● **Available data**
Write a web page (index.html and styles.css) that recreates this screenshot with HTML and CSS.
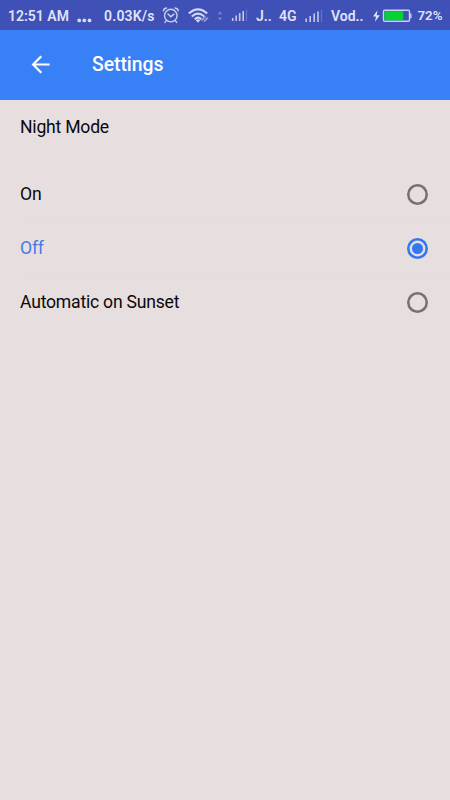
FILE: index.html
```html
<!DOCTYPE html>
<html lang="en">
<head>
<meta charset="utf-8">
<title>Settings</title>
<link rel="stylesheet" href="styles.css">
</head>
<body>
<div class="status">
  <span class="time">12:51 AM</span>
  <svg viewBox="0 0 27 30"><g fill="#d6daf5"><circle cx="2.2" cy="19.4" r="1.9"/><circle cx="7.3" cy="19.4" r="1.9"/><circle cx="12.5" cy="19.4" r="1.9"/></g></svg>
  <span class="speed">0.03K/s</span>
  <svg viewBox="0 0 26 30"><g fill="none" stroke="#ccd1f1" stroke-width="1.4" stroke-linecap="round"><circle cx="8.8" cy="14.6" r="6.3"/><path d="M1.4 9.8Q1.7 7.4 4.5 7M13.1 7Q15.9 7.4 16.2 9.8M4.4 19.6l-1.5 1.8M13.2 19.6l1.5 1.8M6 13.1l2.8 2.7 3.1-2.7"/></g></svg>
  <svg viewBox="0 0 28 30"><g fill="none" stroke="#d3d7f5" stroke-width="2"><path d="M.8 12.5Q10 4.3 19.2 12.5M3.8 15.4Q10 9.8 16.2 15.4M6.7 18.2Q10 15 13.3 18.2"/></g><path d="M7.7 19.2Q10 17.2 12.3 19.2L10 21.7z" fill="#d3d7f5"/><path d="M13.5 19.5l4.1-4.1M16 20.7l4-4" stroke="#929bdc" stroke-width="1.8"/></svg>
  <svg viewBox="0 0 15 30"><path d="M1.8 13.3L4 10.3l2.2 3zM1.8 16.5L4 19.5l2.2-3z" fill="#7983cf"/></svg>
  <svg viewBox="0 0 25 30"><path d="M1.7 17v3M5.2 14.5V20M8.7 12v8M12.2 10v10" stroke="#c2c8ed" stroke-width="1.6"/><path d="M15.5 8.5V20" stroke="#6672c6" stroke-width="1.3"/></svg>
  <span class="carrier">J..</span>
  <span class="network">4G</span>
  <svg viewBox="0 0 26 30"><path d="M1.2 17.5V21M5.2 15V21M9.2 12.5V21M13 10.5V21" stroke="#c2c8ed" stroke-width="1.6"/><path d="M16.5 8.5V21" stroke="#6672c6" stroke-width="1.3"/></svg>
  <span class="carrier">Vod..</span>
  <svg viewBox="0 0 46 30"><path d="M5.5 9.2L1 15.5h3l-1 5.3 4.8-6.5H4.7z" fill="#e0e4fa"/><rect x="11.5" y="9.2" width="26" height="11.1" rx="1.2" fill="#3f50b6" stroke="#c9d3f0" stroke-width="1.4"/><path d="M12.5 10.2h18.8v9.1H12.5z" fill="#03d42f"/><path d="M38.8 12.5v4.8" stroke="#c9d3f0" stroke-width="1.4"/></svg>
  <span class="percent">72%</span>
</div>
<header class="toolbar">
  <svg class="back" viewBox="0 0 20 20"><path d="M18.6 9.5H2.3M10.3 1.3L2.1 9.5l8.2 8.2" fill="none" stroke="#fff" stroke-width="2.2"/></svg>
  <h1>Settings</h1>
</header>
<main>
  <h2>Night Mode</h2>
  <ul>
    <li><span>On</span><i class="radio"></i></li>
    <li class="selected"><span>Off</span><i class="radio"></i></li>
    <li><span>Automatic on Sunset</span><i class="radio"></i></li>
  </ul>
</main>
</body>
</html>
```
FILE: styles.css
```css
* { box-sizing: border-box; }
body {
  margin: 0;
  min-height: 800px;
  background: #e6dedf;
  color: #0b0909;
  font-family: Roboto, sans-serif;
}
.status {
  display: grid;
  grid-template-columns: 69px 27px 58px 26px 28px 15px 25px 23px 26px 26px 41px 46px 32px;
  align-items: center;
  height: 30px;
  padding-left: 8px;
  background: #3f50b6;
  color: #dfe3fa;
  font-size: 14px;
  font-weight: 600;
  line-height: 30px;
  white-space: nowrap;
}
.status svg { display: block; width: 100%; height: 30px; }
.status span { padding-top: 1px; }
.speed { letter-spacing: .2px; }
.status .percent { margin-left: -.5px; font-size: 13.3px; }
.toolbar {
  display: flex;
  align-items: center;
  height: 70px;
  padding: 0 31px 1px;
  background: #3880f5;
  color: #fff;
}
.back { width: 20px; height: 20px; }
h1 { margin: 0 0 0 41px; padding-top: 1px; font-size: 19.4px; font-weight: 500; line-height: 24px; letter-spacing: -.05px; }
h2 { margin: 0; padding: 15px 20px 0; height: 67px; font-size: 17.6px; font-weight: 400; line-height: 24px; letter-spacing: -.22px; }
ul { margin: 0; padding: 0; list-style: none; }
li {
  display: flex;
  align-items: center;
  justify-content: space-between;
  height: 54px;
  margin-left: 20px;
  padding-right: 22px;
  border-bottom: 1px solid #e3dcdc;
  font-size: 17.6px;
  line-height: 24px;
  letter-spacing: -.22px;
}
li:last-child { border-color: transparent; }
li span { padding-top: 1px; }
.radio {
  display: grid;
  place-items: center;
  width: 21px;
  height: 21px;
  margin-top: 2px;
  border-radius: 50%;
  box-shadow: inset 0 0 0 2.6px #777172;
}
.selected { color: #457be2; }
.selected .radio { box-shadow: inset 0 0 0 2.6px #3478ef; }
.selected .radio::before {
  content: "";
  width: 11px;
  height: 11px;
  border-radius: 50%;
  background: #3478ef;
}
```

● **Problem description**
With the pictures left out, transcribe the material exactly.

● **Reply**
Write a web page (index.html and styles.css) that recreates this screenshot with HTML and CSS.
FILE: index.html
```html
<!DOCTYPE html>
<html lang="en">
<head>
<meta charset="utf-8">
<title>Settings</title>
<link rel="stylesheet" href="styles.css">
</head>
<body>
<div class="status">
  <span class="time">12:51 AM</span>
  <svg viewBox="0 0 27 30"><g fill="#d6daf5"><circle cx="2.2" cy="19.4" r="1.9"/><circle cx="7.3" cy="19.4" r="1.9"/><circle cx="12.5" cy="19.4" r="1.9"/></g></svg>
  <span class="speed">0.03K/s</span>
  <svg viewBox="0 0 26 30"><g fill="none" stroke="#ccd1f1" stroke-width="1.4" stroke-linecap="round"><circle cx="8.8" cy="14.6" r="6.3"/><path d="M1.4 9.8Q1.7 7.4 4.5 7M13.1 7Q15.9 7.4 16.2 9.8M4.4 19.6l-1.5 1.8M13.2 19.6l1.5 1.8M6 13.1l2.8 2.7 3.1-2.7"/></g></svg>
  <svg viewBox="0 0 28 30"><g fill="none" stroke="#d3d7f5" stroke-width="2"><path d="M.8 12.5Q10 4.3 19.2 12.5M3.8 15.4Q10 9.8 16.2 15.4M6.7 18.2Q10 15 13.3 18.2"/></g><path d="M7.7 19.2Q10 17.2 12.3 19.2L10 21.7z" fill="#d3d7f5"/><path d="M13.5 19.5l4.1-4.1M16 20.7l4-4" stroke="#929bdc" stroke-width="1.8"/></svg>
  <svg viewBox="0 0 15 30"><path d="M1.8 13.3L4 10.3l2.2 3zM1.8 16.5L4 19.5l2.2-3z" fill="#7983cf"/></svg>
  <svg viewBox="0 0 25 30"><path d="M1.7 17v3M5.2 14.5V20M8.7 12v8M12.2 10v10" stroke="#c2c8ed" stroke-width="1.6"/><path d="M15.5 8.5V20" stroke="#6672c6" stroke-width="1.3"/></svg>
  <span class="carrier">J..</span>
  <span class="network">4G</span>
  <svg viewBox="0 0 26 30"><path d="M1.2 17.5V21M5.2 15V21M9.2 12.5V21M13 10.5V21" stroke="#c2c8ed" stroke-width="1.6"/><path d="M16.5 8.5V21" stroke="#6672c6" stroke-width="1.3"/></svg>
  <span class="carrier">Vod..</span>
  <svg viewBox="0 0 46 30"><path d="M5.5 9.2L1 15.5h3l-1 5.3 4.8-6.5H4.7z" fill="#e0e4fa"/><rect x="11.5" y="9.2" width="26" height="11.1" rx="1.2" fill="#3f50b6" stroke="#c9d3f0" stroke-width="1.4"/><path d="M12.5 10.2h18.8v9.1H12.5z" fill="#03d42f"/><path d="M38.8 12.5v4.8" stroke="#c9d3f0" stroke-width="1.4"/></svg>
  <span class="percent">72%</span>
</div>
<header class="toolbar">
  <svg class="back" viewBox="0 0 20 20"><path d="M18.6 9.5H2.3M10.3 1.3L2.1 9.5l8.2 8.2" fill="none" stroke="#fff" stroke-width="2.2"/></svg>
  <h1>Settings</h1>
</header>
<main>
  <h2>Night Mode</h2>
  <ul>
    <li><span>On</span><i class="radio"></i></li>
    <li class="selected"><span>Off</span><i class="radio"></i></li>
    <li><span>Automatic on Sunset</span><i class="radio"></i></li>
  </ul>
</main>
</body>
</html>
```
FILE: styles.css
```css
* { box-sizing: border-box; }
body {
  margin: 0;
  min-height: 800px;
  background: #e6dedf;
  color: #0b0909;
  font-family: Roboto, sans-serif;
}
.status {
  display: grid;
  grid-template-columns: 69px 27px 58px 26px 28px 15px 25px 23px 26px 26px 41px 46px 32px;
  align-items: center;
  height: 30px;
  padding-left: 8px;
  background: #3f50b6;
  color: #dfe3fa;
  font-size: 14px;
  font-weight: 600;
  line-height: 30px;
  white-space: nowrap;
}
.status svg { display: block; width: 100%; height: 30px; }
.status span { padding-top: 1px; }
.speed { letter-spacing: .2px; }
.status .percent { margin-left: -.5px; font-size: 13.3px; }
.toolbar {
  display: flex;
  align-items: center;
  height: 70px;
  padding: 0 31px 1px;
  background: #3880f5;
  color: #fff;
}
.back { width: 20px; height: 20px; }
h1 { margin: 0 0 0 41px; padding-top: 1px; font-size: 19.4px; font-weight: 500; line-height: 24px; letter-spacing: -.05px; }
h2 { margin: 0; padding: 15px 20px 0; height: 67px; font-size: 17.6px; font-weight: 400; line-height: 24px; letter-spacing: -.22px; }
ul { margin: 0; padding: 0; list-style: none; }
li {
  display: flex;
  align-items: center;
  justify-content: space-between;
  height: 54px;
  margin-left: 20px;
  padding-right: 22px;
  border-bottom: 1px solid #e3dcdc;
  font-size: 17.6px;
  line-height: 24px;
  letter-spacing: -.22px;
}
li:last-child { border-color: transparent; }
li span { padding-top: 1px; }
.radio {
  display: grid;
  place-items: center;
  width: 21px;
  height: 21px;
  margin-top: 2px;
  border-radius: 50%;
  box-shadow: inset 0 0 0 2.6px #777172;
}
.selected { color: #457be2; }
.selected .radio { box-shadow: inset 0 0 0 2.6px #3478ef; }
.selected .radio::before {
  content: "";
  width: 11px;
  height: 11px;
  border-radius: 50%;
  background: #3478ef;
}
```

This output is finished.